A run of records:
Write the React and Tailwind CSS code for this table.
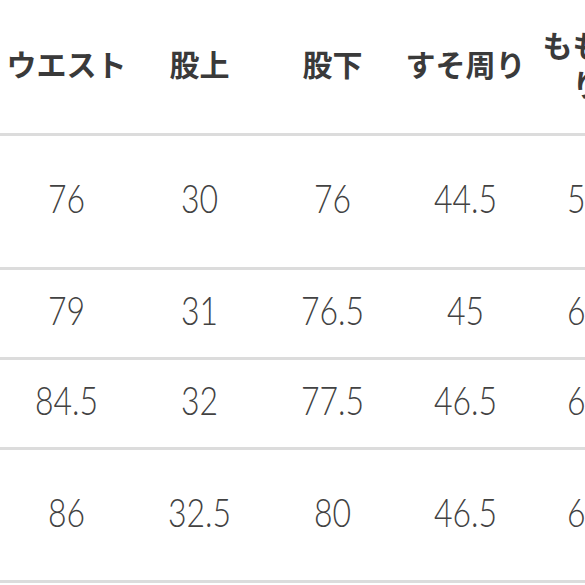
const headers = ['ウエスト', '股上', '股下', 'すそ周り', 'もも周り']

const rows = [
  { h: 'h-[134px]', v: ['76', '30', '76', '44.5', '55.5'] },
  { h: 'h-[90px]', v: ['79', '31', '76.5', '45', '60.5'] },
  { h: 'h-[90px]', v: ['84.5', '32', '77.5', '46.5', '62.5'] },
  { h: 'h-[133px]', v: ['86', '32.5', '80', '46.5', '64.5'] },
]

export default function App() {
  return (
    <div className="h-[585px] w-[585px] overflow-hidden bg-white">
      <div className="w-[665px]">
        <div className="grid h-[136px] grid-cols-[repeat(5,133px)] items-center border-b-[3px] border-[#dcdcdc] pb-[6px] font-['Noto_Sans_CJK_JP',sans-serif] text-[30px] font-bold leading-[39px] text-[#3a3a3a]">
          {headers.map((t, i) => (
            <div key={t} className="flex justify-center">
              <span className={i === 4 ? 'mr-[22px] w-[92px] text-center' : 'text-center'}>{t}</span>
            </div>
          ))}
        </div>
        {rows.map((r, ri) => (
          <div
            key={ri}
            className={`grid ${r.h} grid-cols-[repeat(5,133px)] items-center border-b-[3px] border-[#dcdcdc] pb-[6px] font-['Lato','Noto_Sans',sans-serif] text-[39px] font-light text-[#424242]`}
          >
            {r.v.map((v, i) => (
              <div key={i} className="flex justify-center">
                <span className="inline-block scale-x-[0.82]">{v}</span>
              </div>
            ))}
          </div>
        ))}
      </div>
    </div>
  )
}
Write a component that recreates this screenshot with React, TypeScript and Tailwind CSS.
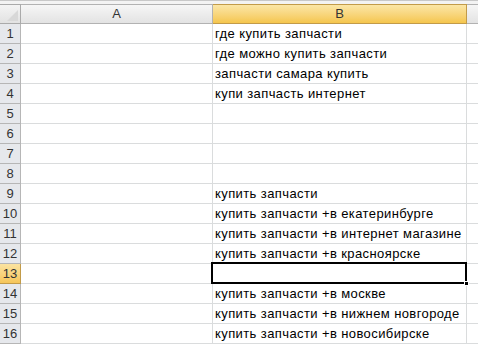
const ROWS: string[] = [
  'где купить запчасти',
  'где можно купить запчасти',
  'запчасти самара купить',
  'купи запчасть интернет',
  '',
  '',
  '',
  '',
  'купить запчасти',
  'купить запчасти +в екатеринбурге',
  'купить запчасти +в интернет магазине',
  'купить запчасти +в красноярске',
  '',
  'купить запчасти +в москве',
  'купить запчасти +в нижнем новгороде',
  'купить запчасти +в новосибирске',
];

const SELECTED = 13;

export default function App() {
  return (
    <div className="w-[478px] h-[345px] overflow-hidden bg-white font-['Liberation_Sans',Arial,sans-serif] text-[13px] text-black">
      <div className="h-[4px] bg-[#f3f3f3] border-t border-[#c8c8c8]" />
      <div className="grid grid-cols-[21px_192px_254px_11px] grid-rows-[20px] auto-rows-[20px]">
        {/* header row */}
        <div className="relative bg-gradient-to-b from-[#f4f4f4] to-[#e2e2e2] border-r border-b border-t border-[#aaaaaa]">
          <div className="absolute right-[2px] bottom-[2px] w-0 h-0 border-l-[11px] border-l-transparent border-b-[11px] border-b-[#d8d8d8]" />
        </div>
        <div className="flex items-center justify-center bg-gradient-to-b from-[#f6f6f6] to-[#e3e3e3] border-r border-b border-t border-[#b2b2b2] text-[#333]">
          A
        </div>
        <div className="flex items-center justify-center bg-gradient-to-b from-[#fbe6a6] to-[#f5c64c] border-r border-b border-t border-[#c29b49] text-[#333]">
          B
        </div>
        <div className="bg-gradient-to-b from-[#f6f6f6] to-[#e3e3e3] border-b border-t border-[#b2b2b2]" />

        {ROWS.map((text, i) => {
          const n = i + 1;
          const sel = n === SELECTED;
          return [
            <div
              key={`h${n}`}
              className={
                sel
                  ? 'flex items-center justify-center bg-gradient-to-b from-[#fbe3a0] to-[#f6c659] border-r border-b border-[#c29b49] text-[#333]'
                  : 'flex items-center justify-center bg-[#e6e8ec] border-r border-b border-[#b6b6b6] text-[#333]'
              }
            >
              {n}
            </div>,
            <div key={`a${n}`} className="border-r border-b border-[#dadcdd]" />,
            sel ? (
              <div key={`b${n}`} className="relative border-r border-b border-[#dadcdd]">
                <div className="absolute left-[-2px] top-[-2px] right-[-1px] bottom-[-1px] border-2 border-black" />
                <div className="absolute right-[-3px] bottom-[-3px] w-[5px] h-[5px] bg-black border border-white" />
              </div>
            ) : (
              <div key={`b${n}`} className="flex items-center pl-[2px] border-r border-b border-[#dadcdd] whitespace-nowrap overflow-hidden tracking-[0.4px]">
                {text}
              </div>
            ),
            <div key={`c${n}`} className="border-b border-[#dadcdd]" />,
          ];
        })}
      </div>
    </div>
  );
}
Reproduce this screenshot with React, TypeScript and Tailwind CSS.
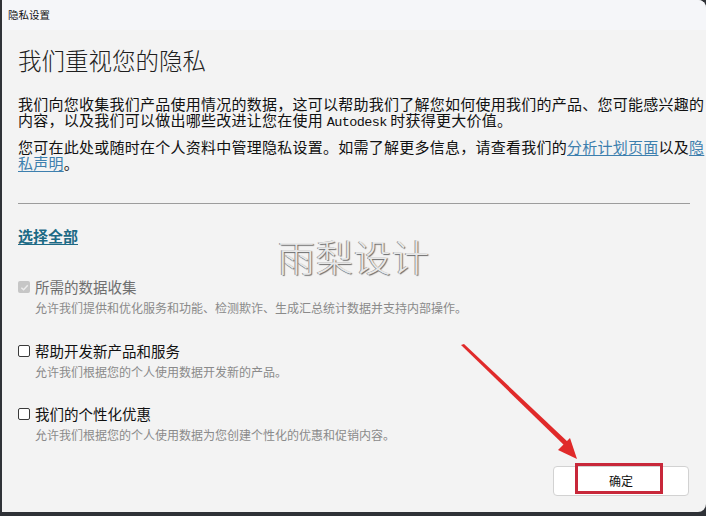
import React from 'react';

const cjk = { fontFamily: '"Noto Sans CJK SC", "Noto Sans", sans-serif' };

const Option = ({ label, desc, disabled, top }: { label: string; desc: string; disabled?: boolean; top: string }) => (
  <div className={top}>
    <div className="flex items-center h-4">
      {disabled ? (
        <span className="w-[12px] h-[12px] rounded-[2px] bg-[#c6c6c6] flex items-center justify-center">
          <svg width="9" height="9" viewBox="0 0 10 10">
            <path d="M1.5 5.2 L4 7.6 L8.6 2.6" fill="none" stroke="#ececec" strokeWidth="1.6" />
          </svg>
        </span>
      ) : (
        <span className="w-[12px] h-[12px] rounded-[2px] border border-[#3a3a3a] bg-white" />
      )}
      <span className={`ml-[5px] text-[14.5px] leading-4 ${disabled ? 'text-[#6f6f6f]' : 'text-[#111]'}`}>{label}</span>
    </div>
    <div className="mt-[5px] pl-[17px] text-[12px] leading-4 text-[#8a8a8a]">{desc}</div>
  </div>
);

const App = () => {
  return (
    <div className="w-[706px] h-[516px] bg-[#2f3237] overflow-hidden" style={cjk}>
      <div className="relative ml-[2px] w-[704px] h-[512px] bg-[#f3f3f3] rounded-tr-[8px] rounded-br-[8px] overflow-hidden">
        <div className="h-[30px] px-[6px] flex items-center bg-[#f5f6f9] text-[10.5px] text-[#111]">隐私设置</div>

        <div className="px-[16px]">
          <h1 className="mt-[18px] text-[23.5px] leading-6 font-light text-[#1e1e1e]">我们重视您的隐私</h1>

          <p className="mt-[24px] text-[15px] leading-4 tracking-[0.25px] text-[#111] whitespace-nowrap">
            我们向您收集我们产品使用情况的数据，这可以帮助我们了解您如何使用我们的产品、您可能感兴趣的
            <br />
            内容，以及我们可以做出哪些改进让您在使用 <span className="font-['Liberation_Mono'] text-[13.5px] tracking-[-0.6px]">Autodesk</span> 时获得更大价值。
          </p>
          <p className="mt-[8px] text-[15px] leading-4 tracking-[0.25px] text-[#111] whitespace-nowrap">
            您可在此处或随时在个人资料中管理隐私设置。如需了解更多信息，请查看我们的
            <span className="text-[#3d7fae] underline underline-offset-2">分析计划页面</span>以及
            <span className="text-[#3d7fae] underline underline-offset-2">隐</span>
            <br />
            <span className="text-[#3d7fae] underline underline-offset-2">私声明</span>。
          </p>

          <div className="mt-[32px] border-t border-[#9c9c9c]" />

          <div className="mt-[24px] h-4 text-[15px] leading-4 font-bold text-[#1d6a85] underline underline-offset-2">选择全部</div>

          <Option top="mt-[35px]" label="所需的数据收集" desc="允许我们提供和优化服务和功能、检测欺诈、生成汇总统计数据并支持内部操作。" disabled />
          <Option top="mt-[27px]" label="帮助开发新产品和服务" desc="允许我们根据您的个人使用数据开发新的产品。" />
          <Option top="mt-[26px]" label="我们的个性化优惠" desc="允许我们根据您的个人使用数据为您创建个性化的优惠和促销内容。" />

          <div className="mt-[23px] flex justify-end pr-[1px]">
            <button className="relative w-[136px] h-[30px] bg-white border border-[#d2d2d2] rounded-[4px] text-[12px] text-[#111]">
              确定
              <span className="absolute left-[21px] top-[-4px] w-[88px] h-[31px] border-[3px] border-[#c8283a]" />
            </button>
          </div>
        </div>

        <div className="absolute left-[276px] top-[238px] text-[37px] font-light leading-none text-[#e8e8e8] tracking-[1px] [text-shadow:1px_1px_1px_#6a6a6a,-1px_0_0_#9a9a9a] pointer-events-none">
          雨梨设计
        </div>

        <svg className="absolute left-0 top-0 pointer-events-none" width="704" height="512">
          <polygon points="459,345 462,344 567,443 564,447" fill="#e02a2a" />
          <polygon points="575,459 556,450 568,438" fill="#e02a2a" />
        </svg>
      </div>
    </div>
  );
};

export default App;
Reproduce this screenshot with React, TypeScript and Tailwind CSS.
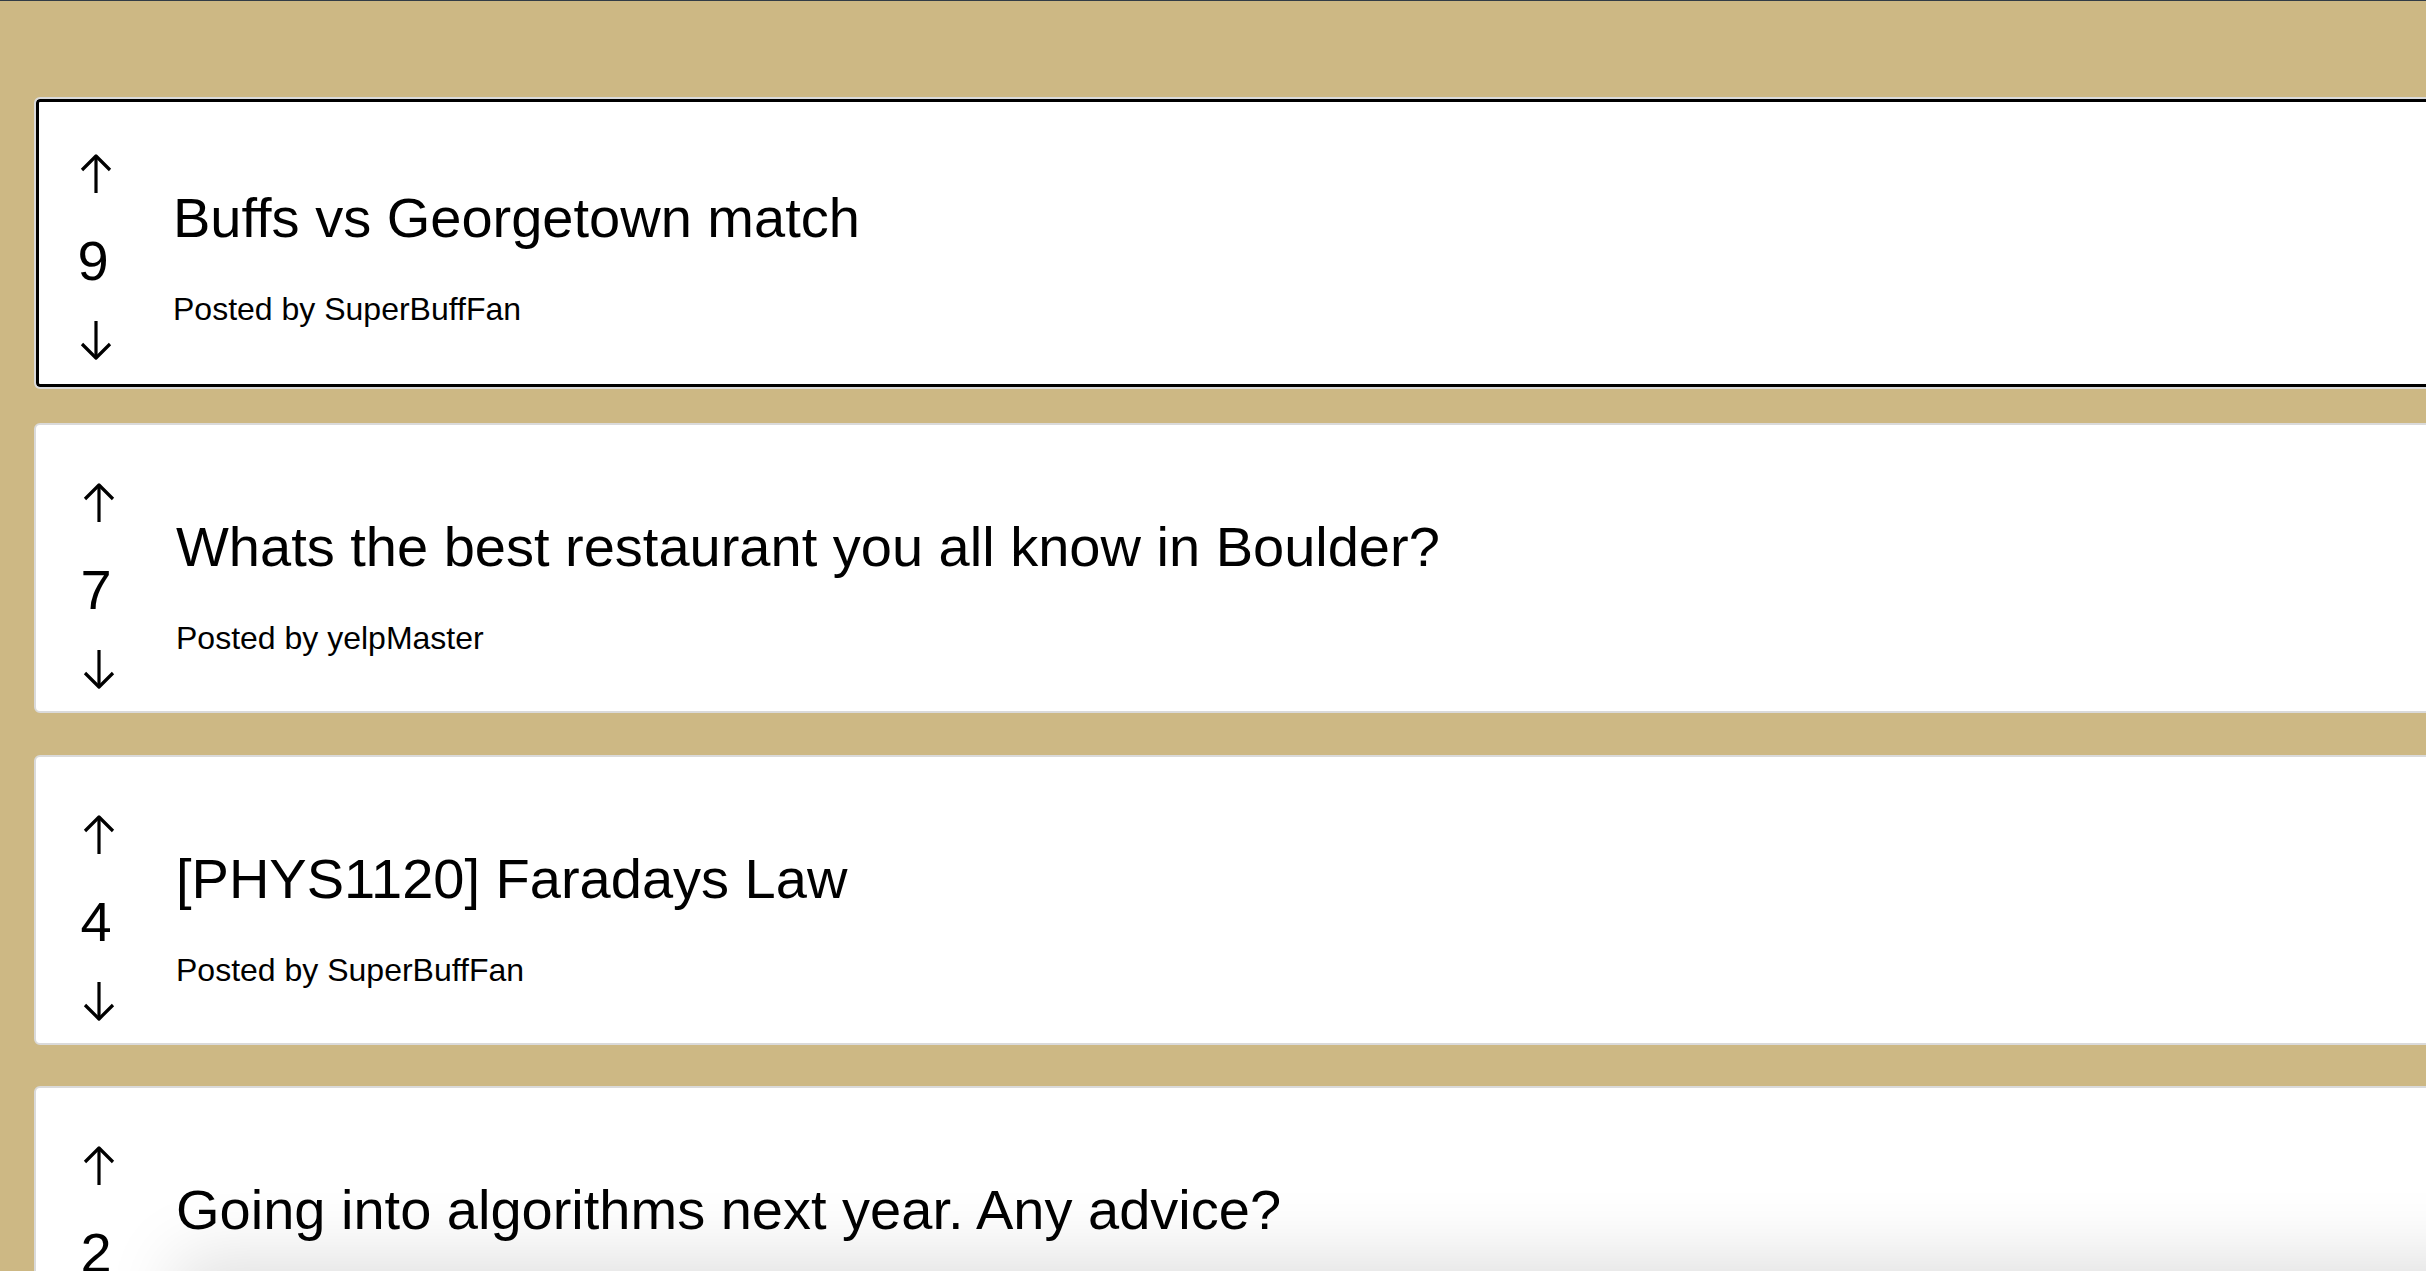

(Instruction)
Report the number of lines that contain "Write", with no other words.

(Written solution)
2